Monday, September 16, 2019

Baseball bizarre

My son and I went to a Cubs game at Wrigley Field in Chicago yesterday, as part our stadium tour. We try to hit a new Major League Baseball venue per year. This year it was Wrigley's turn. It's a great ballpark, one the last two classic baseball stadiums left (the other being Fenway in Boston).

Not only did the Cubs win, a favorite former Tiger of mine (Nick Castellanos) have a great game, going 3-5 with two doubles to increase his MLB lead in that statistical category to 54. Yet more than that: I saw the most bizarre play I've ever seen in baseball. I still shake my head about it this morning. The Cubs' opponents, the Pittsburgh Pirates, botched an appeal play. Rather spectacularly in fact.

For the non-baseball fans out there the quick explanation is that, when the defense believes a runner missed touching a base, they may 'appeal' the play by tossing the ball to a defender, who then touches the base with his foot. If the umpire saw that the runner did indeed miss the base, the runner is ruled out on appeal. Get it?

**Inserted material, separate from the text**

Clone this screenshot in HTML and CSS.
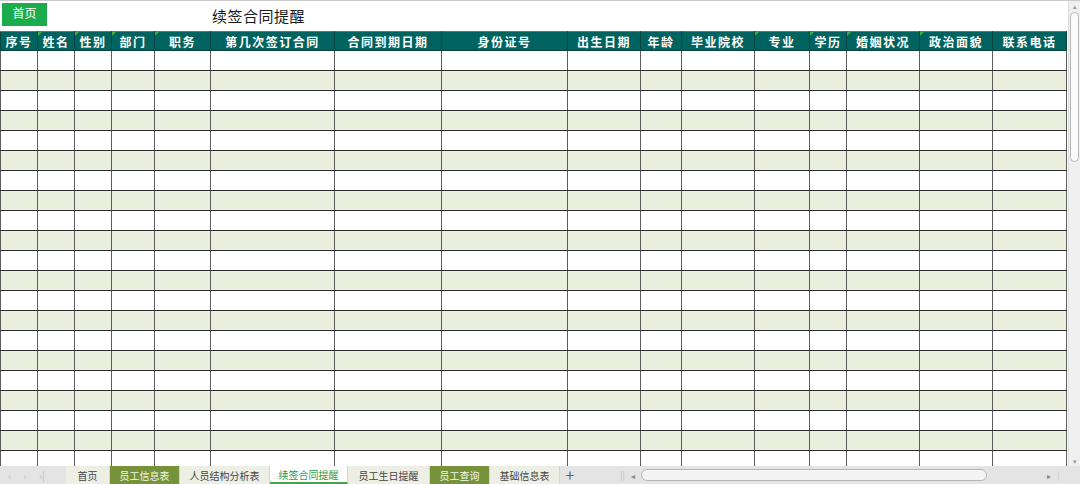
FILE: index.html
```html
<!DOCTYPE html>
<html lang="zh-CN">
<head>
    <meta charset="UTF-8">
    <title>续签合同提醒</title>
    <link rel="stylesheet" href="styles.css">
</head>
<body>
    <div class="main">
        <div class="sheet">
            <div class="topbar">
                <button class="home-btn">首页</button>
                <div class="title">续签合同提醒</div>
            </div>
            <div class="grid-wrap">
                <table class="grid">
                    <colgroup>
                        <col style="width:37px"><col style="width:37px"><col style="width:37px"><col style="width:43px">
                        <col style="width:56px"><col style="width:124px"><col style="width:107px"><col style="width:126px">
                        <col style="width:73px"><col style="width:41px"><col style="width:73px"><col style="width:55px">
                        <col style="width:37px"><col style="width:73px"><col style="width:73px"><col style="width:74px">
                    </colgroup>
                    <thead>
                        <tr>
                            <th>序号</th>
                            <th class="mark">姓名</th>
                            <th class="mark">性别</th>
                            <th class="mark">部门</th>
                            <th class="mark">职务</th>
                            <th>第几次签订合同</th>
                            <th>合同到期日期</th>
                            <th>身份证号</th>
                            <th>出生日期</th>
                            <th>年龄</th>
                            <th>毕业院校</th>
                            <th class="mark">专业</th>
                            <th class="mark">学历</th>
                            <th class="mark">婚姻状况</th>
                            <th class="mark">政治面貌</th>
                            <th>联系电话</th>
                        </tr>
                    </thead>
                    <tbody id="rows"></tbody>
                </table>
            </div>
        </div>
        <div class="vscroll">
            <div class="arrow-up">&#9652;</div>
            <div class="vthumb"></div>
            <div class="arrow-down">&#9662;</div>
        </div>
    </div>
    <div class="tabbar">
        <div class="tab-nav">
            <span>&#8249;</span><span>&#8250;</span><span>&#8250;|</span>
        </div>
        <div class="tab w44">首页</div>
        <div class="tab dark w70">员工信息表</div>
        <div class="tab w90">人员结构分析表</div>
        <div class="tab active w78">续签合同提醒</div>
        <div class="tab w82">员工生日提醒</div>
        <div class="tab dark w60">员工查询</div>
        <div class="tab w70">基础信息表</div>
        <div class="tab-add">+</div>
        <div class="hscroll">
            <span class="sep">||</span>
            <span class="harrow">&#9666;</span>
            <div class="hthumb"></div>
            <span class="harrow">&#9656;</span>
            <span class="sep">|</span>
        </div>
    </div>

    <script>
        const tbody = document.getElementById('rows');
        for (let i = 0; i < 22; i++) {
            const tr = document.createElement('tr');
            for (let j = 0; j < 16; j++) {
                tr.appendChild(document.createElement('td'));
            }
            tbody.appendChild(tr);
        }
    </script>
</body>
</html>
```

FILE: styles.css
```css
* {
    box-sizing: border-box;
}
body {
    margin: 0;
    width: 1080px;
    height: 484px;
    overflow: hidden;
    font-family: "Noto Sans CJK SC", "Noto Sans", sans-serif;
    background: #fff;
    display: flex;
    flex-direction: column;
}
.main {
    display: flex;
    height: 466px;
    flex: none;
    border-top: 1px solid #c9c9c9;
}
.sheet {
    width: 1068px;
    display: flex;
    flex-direction: column;
}
.topbar {
    height: 30px;
    display: flex;
    align-items: center;
    padding-left: 2px;
}
.home-btn {
    width: 45px;
    height: 23px;
    margin-top: -4px;
    border: none;
    background: #1aac4d;
    color: #fff;
    font-family: inherit;
    font-size: 12px;
    padding: 0 0 4px;
}
.title {
    margin-left: 165px;
    font-size: 15px;
    color: #1a1a1a;
    letter-spacing: 0.5px;
    margin-top: -2px;
}
.grid-wrap {
    flex: 1;
    overflow: hidden;
}
.grid {
    border-collapse: collapse;
    table-layout: fixed;
    width: 1067px;
}
.grid th {
    height: 19px;
    padding: 0;
    background: #00635f;
    color: #fff;
    font-size: 12px;
    font-weight: bold;
    letter-spacing: 1.5px;
    border: 1px solid #0a4441;
    border-top: 1px solid #4b7d7a;
    position: relative;
    white-space: nowrap;
    overflow: hidden;
}
.grid th.mark::before {
    content: "";
    position: absolute;
    left: 0;
    top: 0;
    border-top: 4px solid #3fae3f;
    border-right: 4px solid transparent;
}
.grid td {
    height: 20px;
    padding: 0;
    border-top: 1px solid #2e2e2e;
    border-bottom: 1px solid #2e2e2e;
    border-left: 1px solid #5c5c5c;
    border-right: 1px solid #5c5c5c;
}
.grid tbody tr:nth-child(even) td {
    background: #ebf0de;
}
.grid tbody tr:first-child td {
    border-top: none;
}
.vscroll {
    width: 12px;
    background: #f0f0f0;
    border-left: 1px solid #dcdcdc;
    position: relative;
}
.arrow-up,
.arrow-down {
    font-size: 7px;
    color: #9a9a9a;
    text-align: center;
    height: 10px;
    line-height: 10px;
}
.arrow-down {
    position: absolute;
    bottom: 0;
    width: 100%;
}
.vthumb {
    margin: 1px 1px 0 1px;
    height: 150px;
    border: 1px solid #b8b8b8;
    border-radius: 5px;
    background: #fafafa;
}
.tabbar {
    height: 18px;
    flex: none;
    display: flex;
    align-items: stretch;
    background: #e4e4e4;
    font-size: 10px;
    color: #444;
}
.tab-nav {
    flex: none;
    width: 66px;
    display: flex;
    align-items: center;
    gap: 12px;
    padding-left: 8px;
    color: #c4c4c4;
    font-size: 11px;
}
.tab {
    flex: none;
    display: flex;
    align-items: center;
    justify-content: center;
    background: #edefe4;
    border-right: 1px solid #d6d6d6;
    white-space: nowrap;
}
.w44 { width: 44px; }
.w60 { width: 60px; }
.w70 { width: 70px; }
.w78 { width: 78px; }
.w82 { width: 82px; }
.w90 { width: 90px; }
.tab.dark {
    background: #76923b;
    color: #f3f6ea;
}
.tab.active {
    background: #fff;
    color: #2f9a48;
    border-bottom: 2px solid #46a34a;
}
.tab-add {
    flex: none;
    width: 20px;
    text-align: center;
    font-size: 16px;
    line-height: 17px;
    color: #666;
}
.hscroll {
    flex: 1;
    display: flex;
    align-items: center;
    padding-left: 40px;
    padding-right: 14px;
    color: #b0b0b0;
}
.hscroll .sep {
    font-size: 9px;
    color: #c0c0c0;
}
.harrow {
    font-size: 8px;
    color: #888;
    margin: 0 6px;
}
.hthumb {
    width: 346px;
    height: 12px;
    border: 1px solid #b5b5b5;
    border-radius: 6px;
    background: #f4f4f4;
    margin-right: 54px;
}
```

In this case, the Pirates felt a Cubs runner missed third while scampering home. The pitcher was simply to toss the ball to the third baseman, who would catch it and touch the bag. A simple throw. Just a lob really.

The pitcher proceeded to lob it five feet over the third baseman's head.

A different Cubs runner who occupied third then sped home for another run.

I still can't wrap my head around it. How in the world does a major league player lob, soft toss, a 55 foot throw, clean over the fielder's head? Bear in mind this was from a standing still position; the pitcher wasn't fielding a ball in any way, shape, or form. He was simply standing there. It should have been the easiest play on Earth for him.

Then to make matters worse, the Pirates went on and appealed again. The third base umpire ruled safe, that the original runner, the one in question in the first place, had in fact touched the base en route to home. Talk about salt in the wound: Pittsburgh would have lost the appeal anyway, but gave Chicago a run in the process.

I chuckle incredulously even now. How does that happen at that level of play?